Across the Atlantic, the regulatory environment is hardening in parallel, albeit through different mechanisms. Compliance with the Federal Communications Commission in the United States remains the foundational wireless barrier, yet enforcement scrutiny has intensified. Importers are finding that even when a device incorporates a pre-certified radio module, alterations to antenna placement or chassis material can invalidate the modular approval and trigger costly re-testing. Canada similarly mandates certification through Innovation, Science and Economic Development Canada. While safety standards such as UL 1034 and UL 294 are not universally enshrined in federal law, they function as commercial prerequisites for entry into major retail channels and construction specifications. Adding a new layer of complexity is the proposed U.S. Cyber Trust Mark programme, a voluntary labelling scheme based on National Institute of Standards and Technology frameworks. Though not yet compulsory, the initiative is widely regarded as a harbinger of future procurement conditions for both government and enterprise contracts.
From Single Certificates to Systemic Resilience
The industry is witnessing a structural change in its risk profile. The old model of "point compliance"—achieving a CE or FCC certificate once and considering the matter closed—is rapidly becoming obsolete. Regulators on both sides of the Atlantic are shifting their focus from hardware specifications alone toward a broader assessment of software governance and data stewardship. The obligations now extend across the full lifecycle of the device, requiring manufacturers to demonstrate not just a robust pre-market filing but a continuous operational readiness to manage vulnerabilities and issue updates. For importers, the consequences of falling short are no longer confined to a delayed customs clearance; they now include potential platform delistings by major e-commerce operators, liability exposure in the event of a data breach, and reputational damage from being flagged as a vulnerable link in the supply chain.
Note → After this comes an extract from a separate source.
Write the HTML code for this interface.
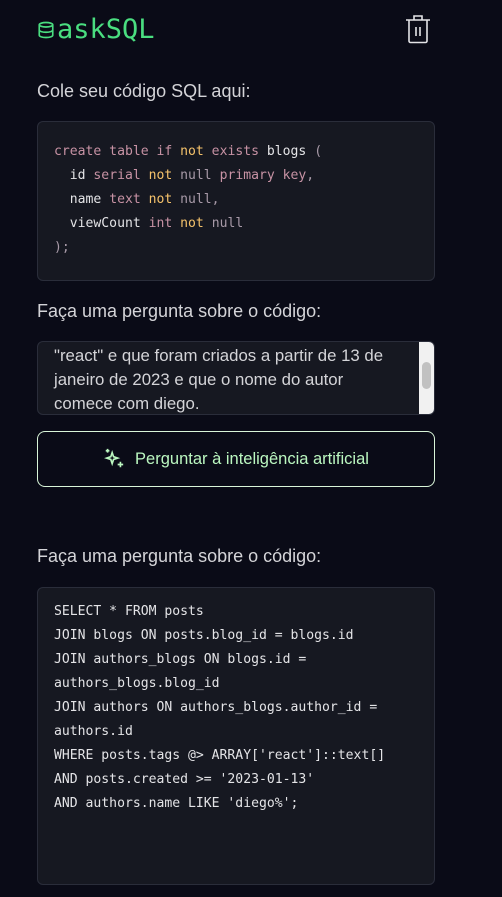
<!DOCTYPE html>
<html><head><meta charset="utf-8"><style>
*{box-sizing:border-box;margin:0;padding:0}
body{width:502px;height:897px;background:#0a0b17;font-family:"Liberation Sans",sans-serif;color:#e4e4e7;position:relative;overflow:hidden}
.abs{position:absolute}
.logo{left:37px;top:14px;color:#4ade80;font-family:"DejaVu Sans Mono","Liberation Mono",monospace;font-size:27px;display:flex;align-items:center;gap:2px}
.label{left:37px;font-size:18px;color:#d4d4d8}
.box{left:37px;width:398px;background:#161821;border:1px solid #2a2d3a;border-radius:6px;font-family:"DejaVu Sans Mono","Liberation Mono",monospace;font-size:13.1px;line-height:24px;padding:16px;white-space:pre;color:#e4e4e7}
.k{color:#c792a4}.y{color:#f5c26b}.n{color:#a89aa8}
.ta{left:37px;top:341px;width:398px;height:74px;background:#161821;border:1px solid #2a2d3a;border-radius:6px;overflow:hidden;font-size:16.8px;line-height:24px;padding:0 40px 0 16px;color:#d4d4d8}
.btn{left:37px;top:431px;width:398px;height:56px;border:1px solid #d9f5d9;border-radius:8px;display:flex;align-items:center;justify-content:center;gap:10px;color:#bbf7c0;font-size:16.5px}
</style></head><body>
<div class="abs logo"><svg width="18" height="18" viewBox="0 0 24 24" fill="none" stroke="#4ade80" stroke-width="2.2"><ellipse cx="12" cy="5" rx="9" ry="3"/><path d="M3 5v14c0 1.7 4 3 9 3s9-1.3 9-3V5"/><path d="M3 12c0 1.7 4 3 9 3s9-1.3 9-3"/></svg>askSQL</div>
<svg class="abs" style="left:405px;top:14px" width="26" height="30" viewBox="0 0 26 30" fill="none" stroke="#e4e4e7" stroke-width="1.6"><path d="M1 6h24M9 6V2h8v4M4 6v21a1.5 1.5 0 0 0 1.5 1.5h15A1.5 1.5 0 0 0 22 27V6M11 13v9M15 13v9"/></svg>
<div class="abs label" style="top:81px">Cole seu código SQL aqui:</div>
<div class="abs box" style="top:121px;height:160px;padding-top:18px"><span class="k">create table if </span><span class="y">not</span><span class="k"> exists </span>blogs <span class="n">(</span>
  id <span class="k">serial </span><span class="y">not</span><span class="n"> null </span><span class="k">primary key</span><span class="n">,</span>
  name <span class="k">text </span><span class="y">not</span><span class="n"> null,</span>
  viewCount <span class="k">int </span><span class="y">not</span><span class="n"> null</span>
<span class="n">);</span></div>
<div class="abs label" style="top:301px">Faça uma pergunta sobre o código:</div>
<div class="abs ta"><div style="margin-top:2px">"react" e que foram criados a partir de 13 de janeiro de 2023 e que o nome do autor comece com diego.</div>
<div class="abs" style="right:0;top:0;width:15px;height:72px;background:#f1f1f1"><div style="position:absolute;left:3px;top:20px;width:9px;height:27px;background:#c1c1c1;border-radius:5px"></div></div></div>
<div class="abs btn"><svg width="22" height="22" viewBox="0 0 24 24" fill="none" stroke="#bbf7c0" stroke-width="1.8"><path d="M10 5l1.5 4.5L16 11l-4.5 1.5L10 17l-1.5-4.5L4 11l4.5-1.5z"/><path d="M19 15v6M16 18h6M5 1v4M3 3h4"/></svg>Perguntar à inteligência artificial</div>
<div class="abs label" style="top:546px">Faça uma pergunta sobre o código:</div>
<div class="abs box" style="top:587px;height:298px;padding-top:12px">SELECT * FROM posts
JOIN blogs ON posts.blog_id = blogs.id
JOIN authors_blogs ON blogs.id =
authors_blogs.blog_id
JOIN authors ON authors_blogs.author_id =
authors.id
WHERE posts.tags @&gt; ARRAY['react']::text[]
AND posts.created &gt;= '2023-01-13'
AND authors.name LIKE 'diego%';</div>
</body></html>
This evolving landscape is forcing overseas procurement professionals to overhaul their due diligence checklists. The essential question has moved beyond a simple request for a certificate to a deeper evaluation of a supplier's maturity. Buyers are now being advised to verify that compliance documentation covers the specific final product configuration rather than merely the embedded radio module, and to scrutinise whether a manufacturer possesses a published vulnerability disclosure policy and a demonstrable mechanism for secure over-the-air firmware updates. The ability to provide a Software Bill of Materials upon request is increasingly becoming a litmus test for a transparent and well-managed development process. Furthermore, long-term partnership viability is now tied to factors that were once considered back-office formalities: the presence of dedicated regulatory affairs personnel, a standing relationship with an accredited testing laboratory, and the systemic capacity to archive technical records for the mandated retention period, which can extend to a decade after the product leaves the market.
Compliance Capability Emerges as the Defining Competitive Moat
For the past decade, the battle for smart home export dominance was fought on price, feature lists, and the agility of supply chains. As Europe and North America erect a more sophisticated and harmonised regulatory infrastructure, compliance capability is emerging as the definitive barrier to entry. This new reality demands that manufacturers pivot toward a "security by design" philosophy, embedding data protection and update mechanisms into the earliest stages of product development. For importers, it requires a strategic re-evaluation of the supply chain, favouring partners who view regulatory investment as a core business function rather than a bureaucratic hurdle to be cleared at the last moment. The next phase of the global smart lock market will not be won by the company with the lowest bill of materials. It will be won by the company that can best navigate the intricate, and increasingly enforced, architecture of digital trust.